── Given material ──

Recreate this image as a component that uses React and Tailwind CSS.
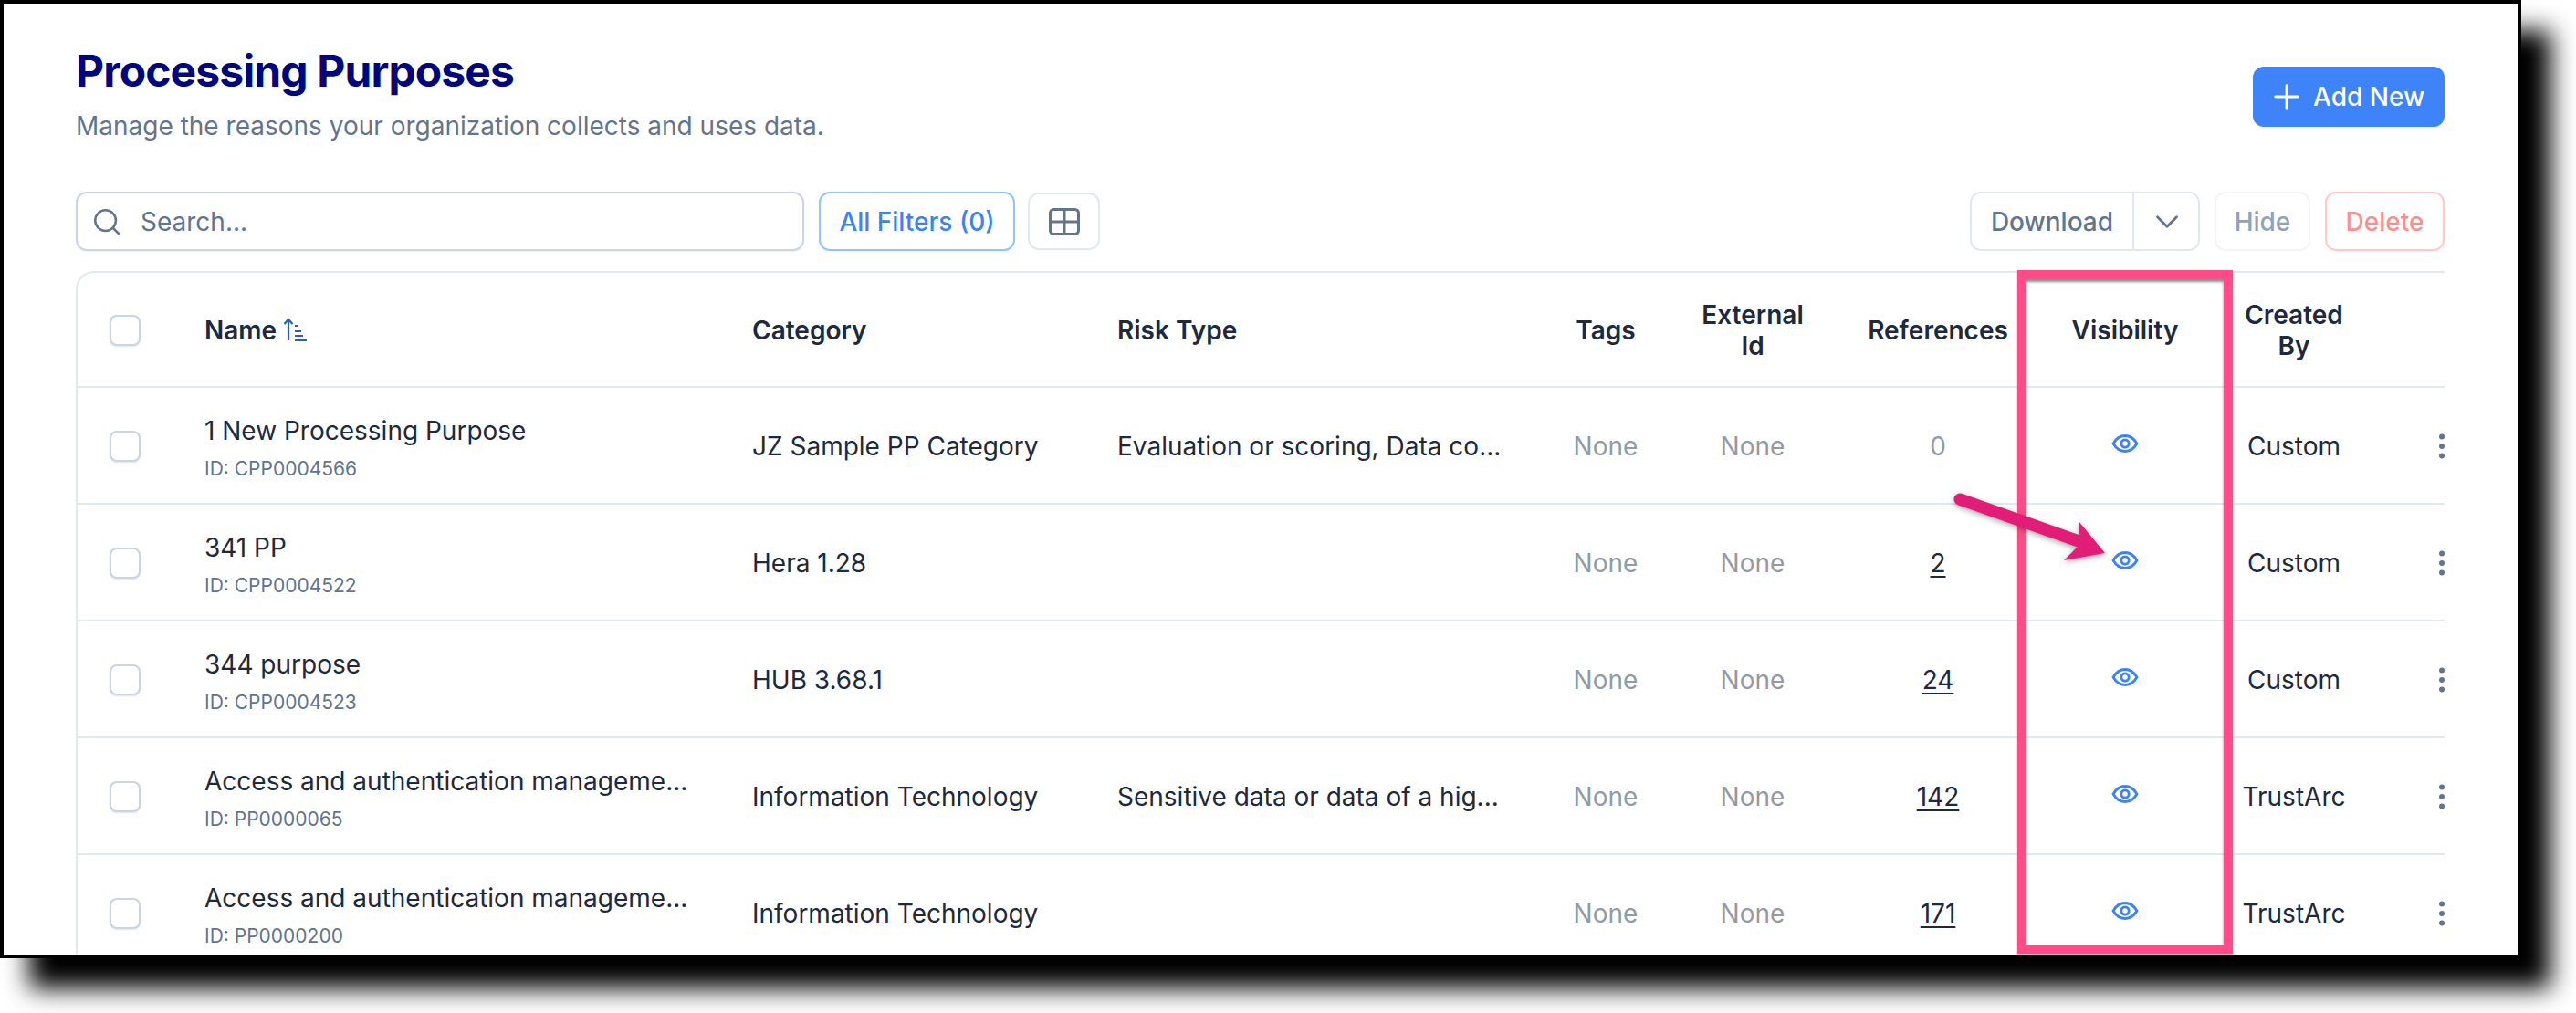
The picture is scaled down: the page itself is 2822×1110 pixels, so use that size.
import React from 'react';
import { Search, Plus, ChevronDown, EllipsisVertical } from 'lucide-react';

const COLS = 'grid grid-cols-[107px_600px_400px_504px_126px_196px_210px_200px_170px_80px] items-center';

const rows = [
  { name: '1 New Processing Purpose', id: 'CPP0004566', category: 'JZ Sample PP Category', risk: 'Evaluation or scoring, Data co...', refs: '0', by: 'Custom' },
  { name: '341 PP', id: 'CPP0004522', category: 'Hera 1.28', risk: '', refs: '2', by: 'Custom' },
  { name: '344 purpose', id: 'CPP0004523', category: 'HUB 3.68.1', risk: '', refs: '24', by: 'Custom' },
  { name: 'Access and authentication manageme...', id: 'PP0000065', category: 'Information Technology', risk: 'Sensitive data or data of a hig...', refs: '142', by: 'TrustArc' },
  { name: 'Access and authentication manageme...', id: 'PP0000200', category: 'Information Technology', risk: '', refs: '171', by: 'TrustArc' },
];

const Checkbox = () => (
  <div className="ml-[35px] w-[34px] h-[34px] rounded-[8px] border-2 border-slate-300 bg-white shadow-[0_1px_2px_rgba(15,23,42,0.12)]" />
);

const EyeIcon = () => (
  <svg width="32" height="24" viewBox="0 0 32 24" fill="none" stroke="#3b82f6" strokeWidth="2.8" className="-mt-[6px]">
    <path d="M3 12C6.5 6 11 3.5 16 3.5S25.5 6 29 12C25.5 18 21 20.5 16 20.5S6.5 18 3 12Z" strokeLinejoin="round" />
    <circle cx="16" cy="12" r="4.2" />
  </svg>
);

const SortIcon = () => (
  <svg width="26" height="26" viewBox="0 0 26 26" fill="none" stroke="#2b5fb8" strokeWidth="2.2" className="ml-[7px] -mt-[2px]">
    <path d="M6 25V2M1.5 7 6 2l4.5 5" />
    <path d="M13 9h3M13 15h7M13 20h9M13 25h13" />
  </svg>
);

const TableIcon = () => (
  <svg width="34" height="30" viewBox="0 0 34 30" fill="none" stroke="#64748b" strokeWidth="3">
    <rect x="1.5" y="1.5" width="31" height="27" rx="4" />
    <path d="M17 2v26M2 15h30" />
  </svg>
);

export default function App() {
  return (
    <div className="w-[2822px] h-[1110px] bg-white overflow-hidden font-['Inter',sans-serif]">
      <div className="relative w-[2762px] h-[1050px] border-4 border-black bg-white overflow-hidden shadow-[32px_33px_26px_#000]">
        <div className="pt-[46px] pl-[79px] pr-[80px]">
          {/* Header */}
          <div className="flex items-start justify-between">
            <div>
              <h1 className="text-[48px] leading-[56px] font-bold tracking-[-0.9px] text-[#00077c]">Processing Purposes</h1>
              <p className="mt-[12px] text-[28px] leading-[40px] text-slate-500">Manage the reasons your organization collects and uses data.</p>
            </div>
            <button className="mt-[23px] flex items-center gap-[8px] h-[66px] w-[210px] pl-[16px] rounded-[12px] bg-[#3f83f8] text-white text-[28px] font-medium">
              <Plus size={42} strokeWidth={1.6} />
              Add New
            </button>
          </div>

          {/* Toolbar */}
          <div className="mt-[52px] flex items-center h-[65px]">
            <div className="flex items-center w-[798px] h-[65px] pl-[15px] rounded-[12px] border-2 border-slate-300 shadow-[0_1px_2px_rgba(15,23,42,0.08)]">
              <Search size={34} strokeWidth={1.8} className="text-slate-500" />
              <span className="ml-[20px] text-[28px] text-slate-500">Search...</span>
            </div>
            <button className="ml-[16px] w-[215px] h-[65px] rounded-[12px] border-2 border-blue-300 text-[#3b82f6] text-[28px] font-medium">All Filters (0)</button>
            <button className="ml-[14px] w-[79px] h-[63px] flex items-center justify-center rounded-[12px] border-2 border-slate-200"><TableIcon /></button>
            <div className="ml-auto flex items-center h-[65px] w-[252px] rounded-[12px] border-2 border-slate-200">
              <span className="w-[178px] text-center text-[28px] font-medium text-slate-500 border-r-2 border-slate-200 leading-[61px] pt-[2px]">Download</span>
              <ChevronDown size={42} strokeWidth={1.6} className="ml-[15px] text-slate-500" />
            </div>
            <button className="ml-[16px] w-[105px] h-[65px] rounded-[12px] border-2 border-slate-100 text-[28px] font-medium text-slate-400">Hide</button>
            <button className="ml-[16px] w-[131px] h-[65px] rounded-[12px] border-2 border-red-200 text-[28px] font-medium text-[#fb8f8f]">Delete</button>
          </div>

          {/* Table */}
          <div className="mt-[22px] border-t-2 border-l-2 border-slate-200 rounded-tl-[20px]">
            <div className={`${COLS} h-[126px] pt-[2px] border-b-2 border-slate-200 text-[28px] leading-[34px] font-semibold text-slate-800`}>
              <Checkbox />
              <div className="pl-[32px] flex items-center">Name<SortIcon /></div>
              <div className="pl-[32px]">Category</div>
              <div className="pl-[32px]">Risk Type</div>
              <div className="text-center">Tags</div>
              <div className="text-center px-[40px]">External Id</div>
              <div className="text-center">References</div>
              <div className="text-center">Visibility</div>
              <div className="text-center px-[30px]">Created By</div>
              <div />
            </div>
            {rows.map((row) => (
              <div key={row.id} className={`${COLS} h-[128px] pt-[2px] border-b-2 border-slate-200 text-[28px] text-slate-800`}>
                <Checkbox />
                <div className="pl-[32px] pt-[3px]">
                  <div className="leading-[38px] whitespace-nowrap">{row.name}</div>
                  <div className="mt-[8px] text-[21px] leading-[30px] text-slate-500">ID: {row.id}</div>
                </div>
                <div className="pl-[32px] whitespace-nowrap">{row.category}</div>
                <div className="pl-[32px] whitespace-nowrap">{row.risk}</div>
                <div className="text-center text-[#929aa6]">None</div>
                <div className="text-center text-[#929aa6]">None</div>
                <div className={row.refs === '0' ? 'text-center text-[#929aa6]' : 'text-center underline underline-offset-[4px]'}>{row.refs}</div>
                <div className="flex justify-center"><EyeIcon /></div>
                <div className="text-center">{row.by}</div>
                <div className="flex justify-end"><EllipsisVertical size={36} className="-mr-[15px] text-slate-500" /></div>
              </div>
            ))}
          </div>
        </div>

        {/* Annotation box around the Visibility column */}
        <div className="absolute left-[2206px] top-[292px] w-[236px] h-[749px] border-[10px] border-[#ff4b87] shadow-[inset_0_3px_3px_rgba(0,0,0,0.45),0_1px_3px_rgba(0,0,0,0.25)]" />

        {/* Annotation arrow */}
        <svg width="190" height="100" viewBox="0 0 190 100" fill="#e21d78" className="absolute left-[2126px] top-[526px] drop-shadow-[0_2px_3px_rgba(0,0,0,0.35)]">
          <path d="M17 17 150 64" stroke="#e21d78" strokeWidth="13" strokeLinecap="round" />
          <path d="M147 41 176 76 131 84 149 66Z" />
        </svg>
      </div>
    </div>
  );
}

───

**Stated exercise:** Set the listing down in full and exactly. Pictures within it should not appear in the copy.

**Completed exercise:**
Recreate this image as a component that uses React and Tailwind CSS.
The picture is scaled down: the page itself is 2822×1110 pixels, so use that size.
import React from 'react';
import { Search, Plus, ChevronDown, EllipsisVertical } from 'lucide-react';

const COLS = 'grid grid-cols-[107px_600px_400px_504px_126px_196px_210px_200px_170px_80px] items-center';

const rows = [
  { name: '1 New Processing Purpose', id: 'CPP0004566', category: 'JZ Sample PP Category', risk: 'Evaluation or scoring, Data co...', refs: '0', by: 'Custom' },
  { name: '341 PP', id: 'CPP0004522', category: 'Hera 1.28', risk: '', refs: '2', by: 'Custom' },
  { name: '344 purpose', id: 'CPP0004523', category: 'HUB 3.68.1', risk: '', refs: '24', by: 'Custom' },
  { name: 'Access and authentication manageme...', id: 'PP0000065', category: 'Information Technology', risk: 'Sensitive data or data of a hig...', refs: '142', by: 'TrustArc' },
  { name: 'Access and authentication manageme...', id: 'PP0000200', category: 'Information Technology', risk: '', refs: '171', by: 'TrustArc' },
];

const Checkbox = () => (
  <div className="ml-[35px] w-[34px] h-[34px] rounded-[8px] border-2 border-slate-300 bg-white shadow-[0_1px_2px_rgba(15,23,42,0.12)]" />
);

const EyeIcon = () => (
  <svg width="32" height="24" viewBox="0 0 32 24" fill="none" stroke="#3b82f6" strokeWidth="2.8" className="-mt-[6px]">
    <path d="M3 12C6.5 6 11 3.5 16 3.5S25.5 6 29 12C25.5 18 21 20.5 16 20.5S6.5 18 3 12Z" strokeLinejoin="round" />
    <circle cx="16" cy="12" r="4.2" />
  </svg>
);

const SortIcon = () => (
  <svg width="26" height="26" viewBox="0 0 26 26" fill="none" stroke="#2b5fb8" strokeWidth="2.2" className="ml-[7px] -mt-[2px]">
    <path d="M6 25V2M1.5 7 6 2l4.5 5" />
    <path d="M13 9h3M13 15h7M13 20h9M13 25h13" />
  </svg>
);

const TableIcon = () => (
  <svg width="34" height="30" viewBox="0 0 34 30" fill="none" stroke="#64748b" strokeWidth="3">
    <rect x="1.5" y="1.5" width="31" height="27" rx="4" />
    <path d="M17 2v26M2 15h30" />
  </svg>
);

export default function App() {
  return (
    <div className="w-[2822px] h-[1110px] bg-white overflow-hidden font-['Inter',sans-serif]">
      <div className="relative w-[2762px] h-[1050px] border-4 border-black bg-white overflow-hidden shadow-[32px_33px_26px_#000]">
        <div className="pt-[46px] pl-[79px] pr-[80px]">
          {/* Header */}
          <div className="flex items-start justify-between">
            <div>
              <h1 className="text-[48px] leading-[56px] font-bold tracking-[-0.9px] text-[#00077c]">Processing Purposes</h1>
              <p className="mt-[12px] text-[28px] leading-[40px] text-slate-500">Manage the reasons your organization collects and uses data.</p>
            </div>
            <button className="mt-[23px] flex items-center gap-[8px] h-[66px] w-[210px] pl-[16px] rounded-[12px] bg-[#3f83f8] text-white text-[28px] font-medium">
              <Plus size={42} strokeWidth={1.6} />
              Add New
            </button>
          </div>

          {/* Toolbar */}
          <div className="mt-[52px] flex items-center h-[65px]">
            <div className="flex items-center w-[798px] h-[65px] pl-[15px] rounded-[12px] border-2 border-slate-300 shadow-[0_1px_2px_rgba(15,23,42,0.08)]">
              <Search size={34} strokeWidth={1.8} className="text-slate-500" />
              <span className="ml-[20px] text-[28px] text-slate-500">Search...</span>
            </div>
            <button className="ml-[16px] w-[215px] h-[65px] rounded-[12px] border-2 border-blue-300 text-[#3b82f6] text-[28px] font-medium">All Filters (0)</button>
            <button className="ml-[14px] w-[79px] h-[63px] flex items-center justify-center rounded-[12px] border-2 border-slate-200"><TableIcon /></button>
            <div className="ml-auto flex items-center h-[65px] w-[252px] rounded-[12px] border-2 border-slate-200">
              <span className="w-[178px] text-center text-[28px] font-medium text-slate-500 border-r-2 border-slate-200 leading-[61px] pt-[2px]">Download</span>
              <ChevronDown size={42} strokeWidth={1.6} className="ml-[15px] text-slate-500" />
            </div>
            <button className="ml-[16px] w-[105px] h-[65px] rounded-[12px] border-2 border-slate-100 text-[28px] font-medium text-slate-400">Hide</button>
            <button className="ml-[16px] w-[131px] h-[65px] rounded-[12px] border-2 border-red-200 text-[28px] font-medium text-[#fb8f8f]">Delete</button>
          </div>

          {/* Table */}
          <div className="mt-[22px] border-t-2 border-l-2 border-slate-200 rounded-tl-[20px]">
            <div className={`${COLS} h-[126px] pt-[2px] border-b-2 border-slate-200 text-[28px] leading-[34px] font-semibold text-slate-800`}>
              <Checkbox />
              <div className="pl-[32px] flex items-center">Name<SortIcon /></div>
              <div className="pl-[32px]">Category</div>
              <div className="pl-[32px]">Risk Type</div>
              <div className="text-center">Tags</div>
              <div className="text-center px-[40px]">External Id</div>
              <div className="text-center">References</div>
              <div className="text-center">Visibility</div>
              <div className="text-center px-[30px]">Created By</div>
              <div />
            </div>
            {rows.map((row) => (
              <div key={row.id} className={`${COLS} h-[128px] pt-[2px] border-b-2 border-slate-200 text-[28px] text-slate-800`}>
                <Checkbox />
                <div className="pl-[32px] pt-[3px]">
                  <div className="leading-[38px] whitespace-nowrap">{row.name}</div>
                  <div className="mt-[8px] text-[21px] leading-[30px] text-slate-500">ID: {row.id}</div>
                </div>
                <div className="pl-[32px] whitespace-nowrap">{row.category}</div>
                <div className="pl-[32px] whitespace-nowrap">{row.risk}</div>
                <div className="text-center text-[#929aa6]">None</div>
                <div className="text-center text-[#929aa6]">None</div>
                <div className={row.refs === '0' ? 'text-center text-[#929aa6]' : 'text-center underline underline-offset-[4px]'}>{row.refs}</div>
                <div className="flex justify-center"><EyeIcon /></div>
                <div className="text-center">{row.by}</div>
                <div className="flex justify-end"><EllipsisVertical size={36} className="-mr-[15px] text-slate-500" /></div>
              </div>
            ))}
          </div>
        </div>

        {/* Annotation box around the Visibility column */}
        <div className="absolute left-[2206px] top-[292px] w-[236px] h-[749px] border-[10px] border-[#ff4b87] shadow-[inset_0_3px_3px_rgba(0,0,0,0.45),0_1px_3px_rgba(0,0,0,0.25)]" />

        {/* Annotation arrow */}
        <svg width="190" height="100" viewBox="0 0 190 100" fill="#e21d78" className="absolute left-[2126px] top-[526px] drop-shadow-[0_2px_3px_rgba(0,0,0,0.35)]">
          <path d="M17 17 150 64" stroke="#e21d78" strokeWidth="13" strokeLinecap="round" />
          <path d="M147 41 176 76 131 84 149 66Z" />
        </svg>
      </div>
    </div>
  );
}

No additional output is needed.